Vemos também que os druidas tinham um pilar de oricalco ou bronze, tal como o que se erguia no templo de Poseidon na Atlântida. Este pilar foi descoberto perto do final do século passado em Coligny, na região de Ain. É um calendário gravado com dias de sorte e de azar, de acordo com as revoluções da lua, e a língua em que está redigido é tema de disputa, com algumas autoridades a defender que é celta, enquanto outras acreditam tratar-se de ligúrico. Os ligúricos eram um povo completamente diferente dos celtas, estando ainda relacionados com as populações mais antigas de França. Mais ainda, os druidas, segundo Plínio, sacrificavam touros brancos antes de cortar o misterioso visco branco do carvalho. É também nos vestígios da poesia druídica, como as Tríades Galesas, que descobrimos essas indicações recorrentes que se aplicam manifestamente a certas fases da história atlante. Parece então muito provável, como já dissemos, que o druidismo fosse a última fase da antiga religião da Atlântida.

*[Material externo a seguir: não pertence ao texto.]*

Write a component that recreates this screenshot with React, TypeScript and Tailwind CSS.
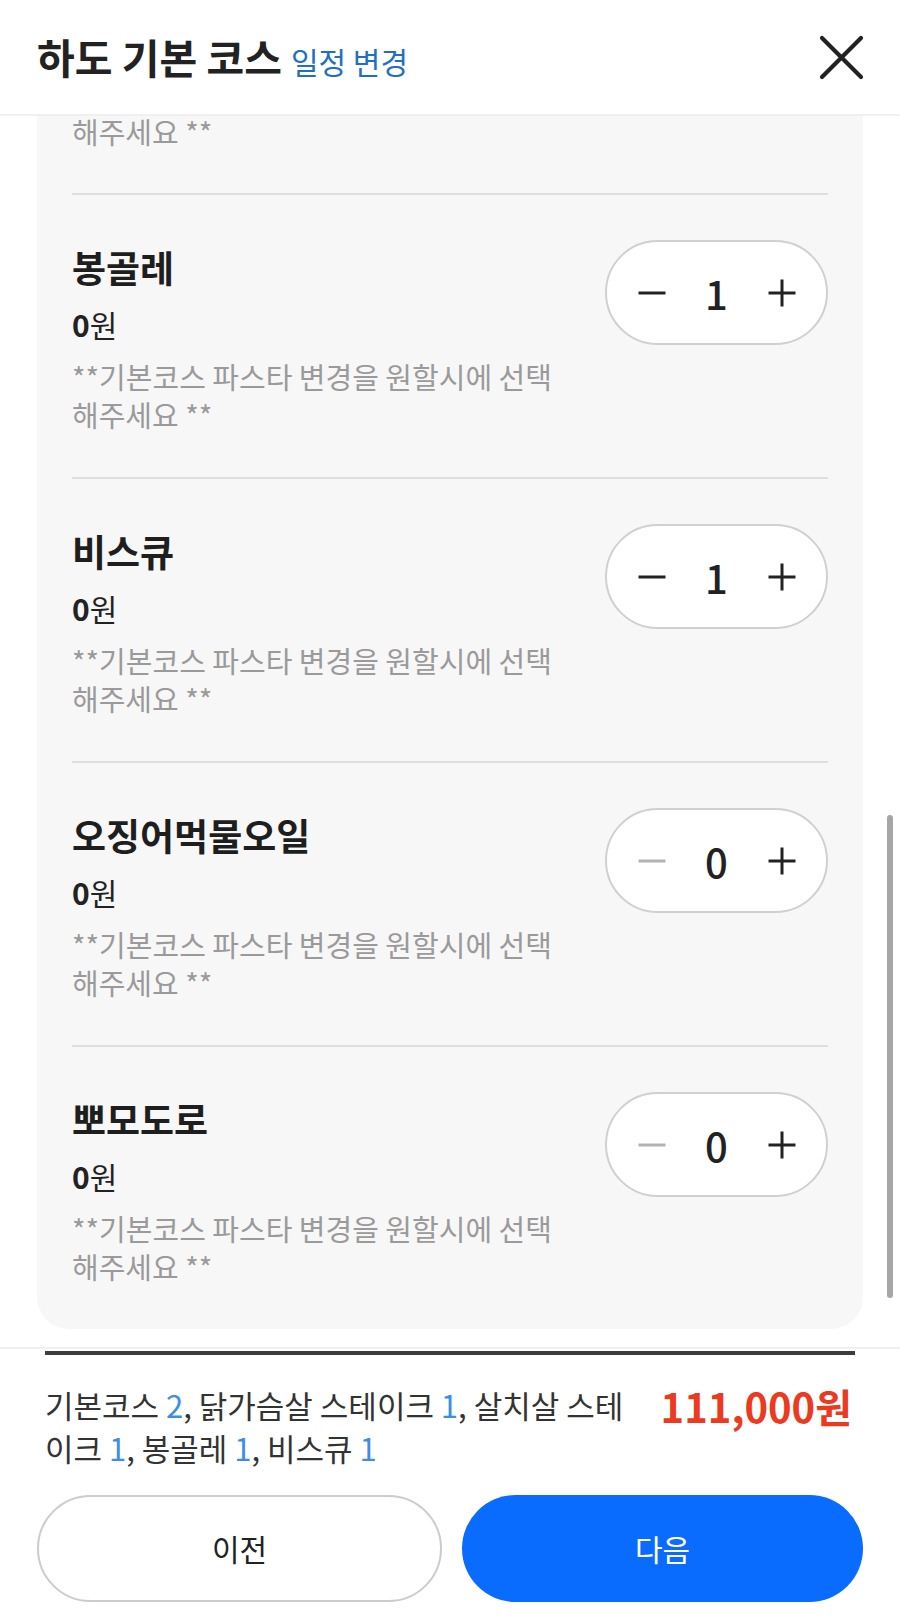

Este escritor estranhou frequentemente que os teósofos europeus procurassem retirar e deduzir a origem do sistema que defendem de fontes orientais, quando devia ser evidente, como o fundador da teosofia moderna defendeu, que os princípios do sistema emanaram da Atlântida. Sempre pareceu a este escritor uma obra de supererrogação procurar provar que a antiga Religião mundial era originária do Leste, quando abundam as evidências do seu passado no próprio território daqueles que defendem as suas origens orientais. Os teósofos e místicos em geral deviam prestar mais atenção não só às evidências da origem atlante da Religião mundial e da filosofia mas também efectuar um estudo mais aprofundado do que resta do sistema atlante, conforme pode ser observado no druidismo, a antiga Religião da nossa própria ilha. Não há nada a que se pareça aplicar melhor hoje em dia o antigo provérbio “a galinha da vizinha é melhor do que a minha” do que ao misticismo, quando encontramos estudantes do misterioso a efectuar profundas excursões até aos dogmas das religiões védica, budista e egípcia, e negligenciando quase por completo aquilo que está mais perto deles, debaixo dos seus narizes, por assim dizer, e cujos fragmentos se podem vislumbrar no folclore britânico. Pode-se argumentar que o estudante não tem disponível um corpo de literatura como aquele que se encontra nos escritos védicos, por exemplo, ou no «Livro dos Mortos» egípcio. Essa é uma desculpa miserável, pois está disponível uma literatura, embora não tão extensa, mas pelo menos igualmente mística, nas Tríades Galesas, nas lendas irlandesas e no vasto épico do Graal, que contém uma quantidade extraordinária de reminiscências druídicas revestidas com ideias cristãs. Os teósofos e estudantes de Religião mundial deviam dedicar-se à fonte, e não aos seus afluentes. Isto não é dizer que se devia negligenciar as fases índianas e egípcias da questão, mas o facto de se dar preferência ao misticismo oriental mais recente, sobre o misticismo ocidental mais antigo, é algo que sempre pareceu a este escritor uma escolha pervertida. Encontramos os germes de um misticismo na Europa, entre os aurignacenses, há vinte e cinco mil anos. Desse germe nasceu todo o processo da religião egípcia, com os rituais associados da arte do embalsamador. A prova é irrefutável, e não deveria o misticismo começar o estudo do seu alfabeto pelo “A” de Atlântida?
NOTAS:
[1] Ver a obra do autor Gods of Mexico.
[2] Giants’ causeway significa, em português, “Caminho dos Gigantes“. (N. da T.)